_What the task requires_
List every line in this data where the string "index" occurs.

_Task data_

— START —

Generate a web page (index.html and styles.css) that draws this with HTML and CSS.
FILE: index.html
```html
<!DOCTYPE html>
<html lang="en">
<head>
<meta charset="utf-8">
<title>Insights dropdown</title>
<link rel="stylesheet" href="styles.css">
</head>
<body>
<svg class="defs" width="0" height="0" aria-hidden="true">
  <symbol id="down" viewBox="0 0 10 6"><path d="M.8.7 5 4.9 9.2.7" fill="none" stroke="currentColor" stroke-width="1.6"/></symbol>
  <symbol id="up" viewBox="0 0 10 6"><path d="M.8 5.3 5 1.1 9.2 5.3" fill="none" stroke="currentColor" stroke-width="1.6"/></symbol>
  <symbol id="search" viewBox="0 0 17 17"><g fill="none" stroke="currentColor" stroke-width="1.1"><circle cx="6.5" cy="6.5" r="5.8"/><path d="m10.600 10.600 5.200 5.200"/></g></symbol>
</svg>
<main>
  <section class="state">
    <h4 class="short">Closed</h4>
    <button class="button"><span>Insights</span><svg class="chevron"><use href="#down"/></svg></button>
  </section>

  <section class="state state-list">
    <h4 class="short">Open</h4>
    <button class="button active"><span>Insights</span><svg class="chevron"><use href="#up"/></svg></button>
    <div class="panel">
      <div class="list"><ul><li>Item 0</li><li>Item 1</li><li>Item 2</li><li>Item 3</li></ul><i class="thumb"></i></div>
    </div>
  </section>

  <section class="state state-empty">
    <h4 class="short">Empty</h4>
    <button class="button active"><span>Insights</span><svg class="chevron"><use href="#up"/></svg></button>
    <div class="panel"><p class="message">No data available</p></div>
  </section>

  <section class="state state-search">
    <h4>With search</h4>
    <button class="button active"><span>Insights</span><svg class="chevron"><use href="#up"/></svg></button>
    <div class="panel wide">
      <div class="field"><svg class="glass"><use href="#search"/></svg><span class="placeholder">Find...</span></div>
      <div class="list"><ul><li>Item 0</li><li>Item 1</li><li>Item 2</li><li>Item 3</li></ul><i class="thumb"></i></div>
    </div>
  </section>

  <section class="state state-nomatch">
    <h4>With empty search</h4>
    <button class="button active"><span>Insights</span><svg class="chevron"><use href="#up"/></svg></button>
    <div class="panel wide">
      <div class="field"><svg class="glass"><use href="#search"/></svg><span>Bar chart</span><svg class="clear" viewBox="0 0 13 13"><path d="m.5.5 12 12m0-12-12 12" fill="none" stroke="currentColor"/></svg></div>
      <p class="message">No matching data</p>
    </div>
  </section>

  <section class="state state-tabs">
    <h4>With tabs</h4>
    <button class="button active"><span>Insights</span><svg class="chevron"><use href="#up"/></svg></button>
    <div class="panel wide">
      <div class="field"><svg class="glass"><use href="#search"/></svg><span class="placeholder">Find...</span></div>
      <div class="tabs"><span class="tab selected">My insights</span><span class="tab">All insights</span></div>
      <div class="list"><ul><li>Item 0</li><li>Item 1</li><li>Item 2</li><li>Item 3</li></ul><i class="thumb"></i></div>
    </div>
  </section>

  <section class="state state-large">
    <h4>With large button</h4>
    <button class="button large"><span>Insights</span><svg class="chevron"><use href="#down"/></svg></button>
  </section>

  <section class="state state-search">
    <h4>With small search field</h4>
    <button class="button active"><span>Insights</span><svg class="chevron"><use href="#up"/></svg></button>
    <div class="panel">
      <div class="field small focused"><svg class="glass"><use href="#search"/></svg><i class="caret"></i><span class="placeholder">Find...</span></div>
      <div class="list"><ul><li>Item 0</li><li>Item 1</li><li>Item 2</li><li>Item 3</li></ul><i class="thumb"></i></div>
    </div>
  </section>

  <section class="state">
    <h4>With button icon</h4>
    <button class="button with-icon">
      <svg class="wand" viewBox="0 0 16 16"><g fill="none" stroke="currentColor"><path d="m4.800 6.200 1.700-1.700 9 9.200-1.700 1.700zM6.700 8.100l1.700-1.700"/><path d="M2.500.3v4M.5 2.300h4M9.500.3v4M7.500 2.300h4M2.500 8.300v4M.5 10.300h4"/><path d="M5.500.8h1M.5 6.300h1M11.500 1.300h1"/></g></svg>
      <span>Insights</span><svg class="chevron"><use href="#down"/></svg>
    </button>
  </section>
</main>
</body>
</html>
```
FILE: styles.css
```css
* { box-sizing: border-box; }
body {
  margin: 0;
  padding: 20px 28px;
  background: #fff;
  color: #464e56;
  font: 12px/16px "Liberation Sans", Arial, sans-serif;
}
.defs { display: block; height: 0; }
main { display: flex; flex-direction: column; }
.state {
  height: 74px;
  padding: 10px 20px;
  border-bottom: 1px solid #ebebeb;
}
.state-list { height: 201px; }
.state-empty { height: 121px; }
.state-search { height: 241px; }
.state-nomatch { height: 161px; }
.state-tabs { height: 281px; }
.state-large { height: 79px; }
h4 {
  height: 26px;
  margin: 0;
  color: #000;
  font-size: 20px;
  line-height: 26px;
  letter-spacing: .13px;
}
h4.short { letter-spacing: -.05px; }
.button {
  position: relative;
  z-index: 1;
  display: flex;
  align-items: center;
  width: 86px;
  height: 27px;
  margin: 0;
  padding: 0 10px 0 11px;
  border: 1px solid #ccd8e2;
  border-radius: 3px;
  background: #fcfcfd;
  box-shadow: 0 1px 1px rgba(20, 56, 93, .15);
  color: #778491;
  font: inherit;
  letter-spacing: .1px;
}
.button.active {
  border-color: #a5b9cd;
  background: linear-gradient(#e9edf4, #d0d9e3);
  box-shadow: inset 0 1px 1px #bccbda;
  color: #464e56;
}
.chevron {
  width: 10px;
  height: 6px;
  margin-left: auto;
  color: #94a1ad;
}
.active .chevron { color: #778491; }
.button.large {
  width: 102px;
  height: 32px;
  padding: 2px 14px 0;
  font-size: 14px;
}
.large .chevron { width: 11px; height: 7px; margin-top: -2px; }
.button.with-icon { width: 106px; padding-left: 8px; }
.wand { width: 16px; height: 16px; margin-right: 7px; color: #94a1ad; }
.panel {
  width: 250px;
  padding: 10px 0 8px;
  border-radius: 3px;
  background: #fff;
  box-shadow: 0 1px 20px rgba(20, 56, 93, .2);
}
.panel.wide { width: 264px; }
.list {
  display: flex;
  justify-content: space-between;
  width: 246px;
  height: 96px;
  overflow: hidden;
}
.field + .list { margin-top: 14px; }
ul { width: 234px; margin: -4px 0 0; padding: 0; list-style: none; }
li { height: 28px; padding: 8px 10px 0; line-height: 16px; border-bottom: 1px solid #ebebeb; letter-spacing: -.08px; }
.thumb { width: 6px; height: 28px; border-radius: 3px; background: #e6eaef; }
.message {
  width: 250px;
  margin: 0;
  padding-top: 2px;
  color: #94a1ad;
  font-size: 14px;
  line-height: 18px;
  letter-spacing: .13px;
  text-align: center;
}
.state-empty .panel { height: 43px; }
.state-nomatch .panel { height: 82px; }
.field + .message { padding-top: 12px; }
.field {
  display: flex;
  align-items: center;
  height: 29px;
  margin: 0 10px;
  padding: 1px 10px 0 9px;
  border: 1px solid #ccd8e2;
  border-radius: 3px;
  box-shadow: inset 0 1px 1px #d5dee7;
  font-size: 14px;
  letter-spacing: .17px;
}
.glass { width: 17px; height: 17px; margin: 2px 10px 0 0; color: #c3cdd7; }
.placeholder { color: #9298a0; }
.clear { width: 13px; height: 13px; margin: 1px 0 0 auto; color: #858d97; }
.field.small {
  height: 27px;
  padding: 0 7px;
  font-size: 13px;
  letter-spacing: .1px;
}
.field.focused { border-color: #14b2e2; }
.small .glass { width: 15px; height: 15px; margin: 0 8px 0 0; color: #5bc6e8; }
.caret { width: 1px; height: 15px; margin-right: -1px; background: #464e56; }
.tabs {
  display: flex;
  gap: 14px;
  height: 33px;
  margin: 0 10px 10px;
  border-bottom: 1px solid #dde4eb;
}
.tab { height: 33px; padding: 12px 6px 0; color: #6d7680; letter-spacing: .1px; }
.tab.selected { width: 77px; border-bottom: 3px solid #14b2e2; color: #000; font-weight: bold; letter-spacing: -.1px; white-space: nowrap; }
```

— END —
— START —

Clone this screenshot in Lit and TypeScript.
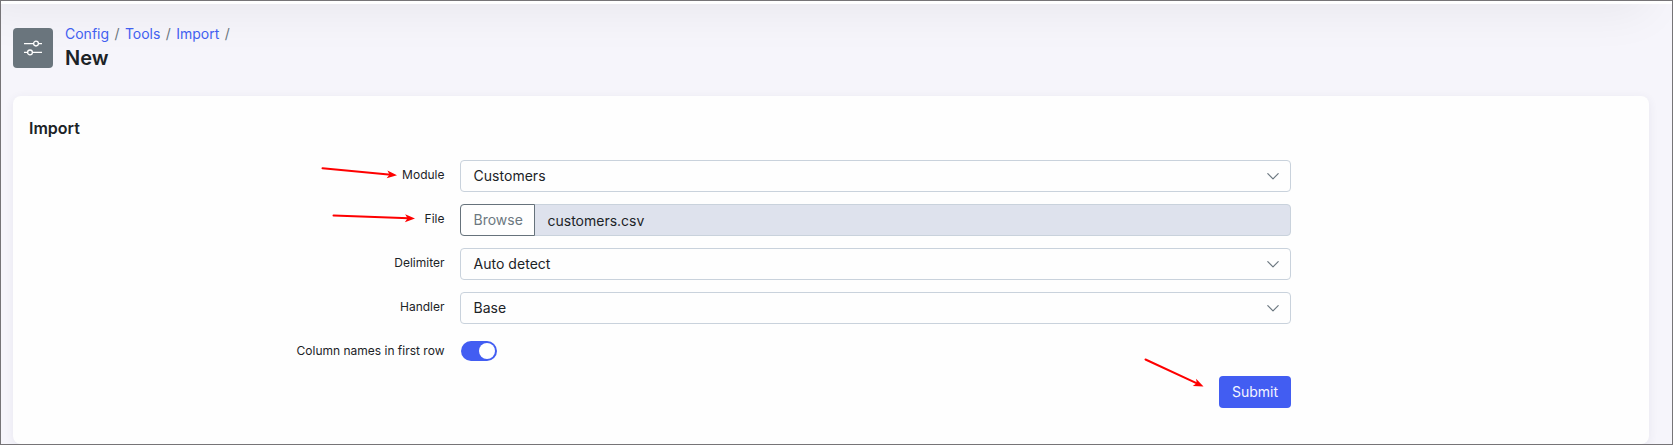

— END —
— START —

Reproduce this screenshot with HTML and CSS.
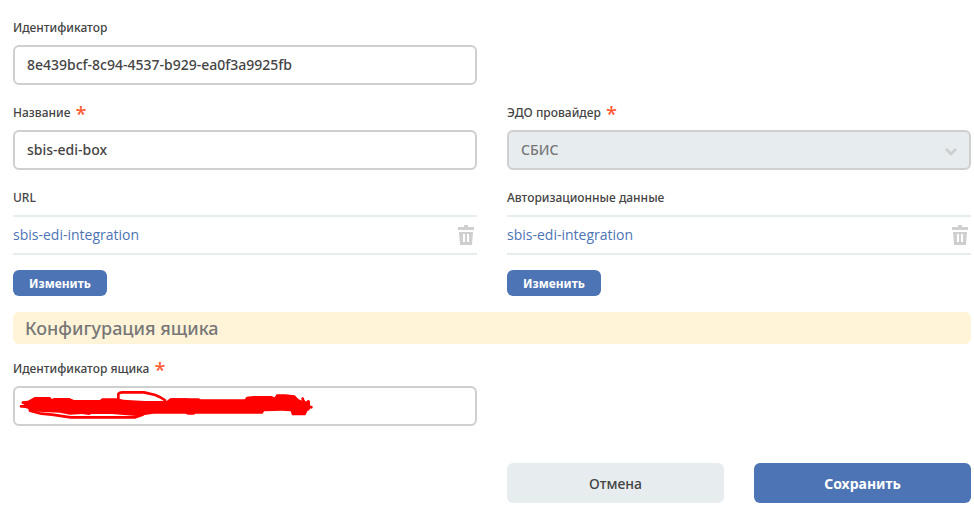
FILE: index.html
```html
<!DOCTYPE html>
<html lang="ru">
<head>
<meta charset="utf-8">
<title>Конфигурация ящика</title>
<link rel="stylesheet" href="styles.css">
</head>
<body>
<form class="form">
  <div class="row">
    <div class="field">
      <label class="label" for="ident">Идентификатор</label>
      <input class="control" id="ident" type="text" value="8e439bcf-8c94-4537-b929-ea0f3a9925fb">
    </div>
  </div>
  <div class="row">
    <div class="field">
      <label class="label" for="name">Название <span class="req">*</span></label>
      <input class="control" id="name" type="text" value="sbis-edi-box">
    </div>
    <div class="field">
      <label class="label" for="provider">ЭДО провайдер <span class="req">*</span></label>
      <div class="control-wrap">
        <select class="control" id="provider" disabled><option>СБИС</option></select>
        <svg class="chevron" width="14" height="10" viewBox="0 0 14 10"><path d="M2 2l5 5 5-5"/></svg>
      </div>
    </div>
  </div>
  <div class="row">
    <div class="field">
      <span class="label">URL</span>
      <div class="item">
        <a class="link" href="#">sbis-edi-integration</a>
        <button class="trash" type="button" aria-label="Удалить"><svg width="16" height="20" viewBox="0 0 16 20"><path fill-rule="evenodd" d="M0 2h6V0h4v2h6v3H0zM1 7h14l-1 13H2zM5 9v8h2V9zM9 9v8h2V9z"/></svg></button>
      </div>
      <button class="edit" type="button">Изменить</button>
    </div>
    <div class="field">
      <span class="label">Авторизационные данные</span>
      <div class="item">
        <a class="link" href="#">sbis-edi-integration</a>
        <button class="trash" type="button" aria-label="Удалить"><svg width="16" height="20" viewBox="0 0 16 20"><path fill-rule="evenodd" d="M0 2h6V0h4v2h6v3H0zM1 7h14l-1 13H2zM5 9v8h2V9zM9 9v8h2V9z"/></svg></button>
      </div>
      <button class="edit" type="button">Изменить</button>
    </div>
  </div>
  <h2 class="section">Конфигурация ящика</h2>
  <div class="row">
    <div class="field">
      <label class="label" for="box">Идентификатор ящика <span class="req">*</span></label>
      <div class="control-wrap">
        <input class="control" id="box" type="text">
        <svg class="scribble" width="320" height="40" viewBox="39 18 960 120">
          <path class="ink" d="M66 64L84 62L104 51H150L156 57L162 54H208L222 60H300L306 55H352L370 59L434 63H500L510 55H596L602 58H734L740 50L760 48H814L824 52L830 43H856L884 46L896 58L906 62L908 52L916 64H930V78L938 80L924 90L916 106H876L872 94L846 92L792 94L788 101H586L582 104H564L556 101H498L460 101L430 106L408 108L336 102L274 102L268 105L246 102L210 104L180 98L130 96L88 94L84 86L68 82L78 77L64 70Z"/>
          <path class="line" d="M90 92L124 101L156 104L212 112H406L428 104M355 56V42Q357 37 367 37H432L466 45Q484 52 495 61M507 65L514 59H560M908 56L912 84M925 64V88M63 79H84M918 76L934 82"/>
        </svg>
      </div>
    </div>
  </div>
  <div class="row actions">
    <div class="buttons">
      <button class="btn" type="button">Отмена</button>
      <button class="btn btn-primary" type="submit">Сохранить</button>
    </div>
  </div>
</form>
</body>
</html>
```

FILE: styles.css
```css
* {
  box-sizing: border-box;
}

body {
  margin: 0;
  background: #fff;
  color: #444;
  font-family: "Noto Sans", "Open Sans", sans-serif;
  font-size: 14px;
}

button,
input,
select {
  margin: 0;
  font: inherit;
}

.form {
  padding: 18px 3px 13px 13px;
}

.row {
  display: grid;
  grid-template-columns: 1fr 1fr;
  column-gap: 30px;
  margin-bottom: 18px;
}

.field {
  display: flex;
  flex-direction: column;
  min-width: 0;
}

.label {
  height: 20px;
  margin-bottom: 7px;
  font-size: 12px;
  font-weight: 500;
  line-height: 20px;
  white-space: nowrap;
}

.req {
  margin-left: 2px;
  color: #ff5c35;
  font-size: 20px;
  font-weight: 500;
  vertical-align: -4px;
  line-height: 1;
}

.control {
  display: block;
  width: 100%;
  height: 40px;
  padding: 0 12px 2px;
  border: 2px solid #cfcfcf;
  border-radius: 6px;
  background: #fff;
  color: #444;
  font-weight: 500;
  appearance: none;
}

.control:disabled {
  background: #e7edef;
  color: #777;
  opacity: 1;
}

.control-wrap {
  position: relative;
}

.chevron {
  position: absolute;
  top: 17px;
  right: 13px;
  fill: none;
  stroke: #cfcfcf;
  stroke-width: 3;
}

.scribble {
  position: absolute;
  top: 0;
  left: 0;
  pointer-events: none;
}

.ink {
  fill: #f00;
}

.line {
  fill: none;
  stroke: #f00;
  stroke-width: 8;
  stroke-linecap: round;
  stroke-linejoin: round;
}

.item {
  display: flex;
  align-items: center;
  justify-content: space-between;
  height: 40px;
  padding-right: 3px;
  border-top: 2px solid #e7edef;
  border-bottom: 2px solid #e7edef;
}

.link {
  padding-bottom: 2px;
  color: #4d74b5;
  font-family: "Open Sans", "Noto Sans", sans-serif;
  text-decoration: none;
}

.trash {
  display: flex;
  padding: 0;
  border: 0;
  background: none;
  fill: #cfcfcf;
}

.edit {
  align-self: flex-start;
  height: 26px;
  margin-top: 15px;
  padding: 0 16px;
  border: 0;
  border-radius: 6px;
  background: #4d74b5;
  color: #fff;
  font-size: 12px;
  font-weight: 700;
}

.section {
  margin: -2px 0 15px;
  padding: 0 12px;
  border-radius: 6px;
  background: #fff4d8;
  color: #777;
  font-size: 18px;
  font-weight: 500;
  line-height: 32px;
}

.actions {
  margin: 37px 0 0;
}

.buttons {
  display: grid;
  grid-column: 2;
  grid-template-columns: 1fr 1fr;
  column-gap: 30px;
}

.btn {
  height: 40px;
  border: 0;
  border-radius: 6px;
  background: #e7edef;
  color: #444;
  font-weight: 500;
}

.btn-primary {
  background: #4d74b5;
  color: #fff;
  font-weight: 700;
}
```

— END —

_Expected output_
Generate a web page (index.html and styles.css) that draws this with HTML and CSS.
FILE: index.html
  z-index: 1;
FILE: index.html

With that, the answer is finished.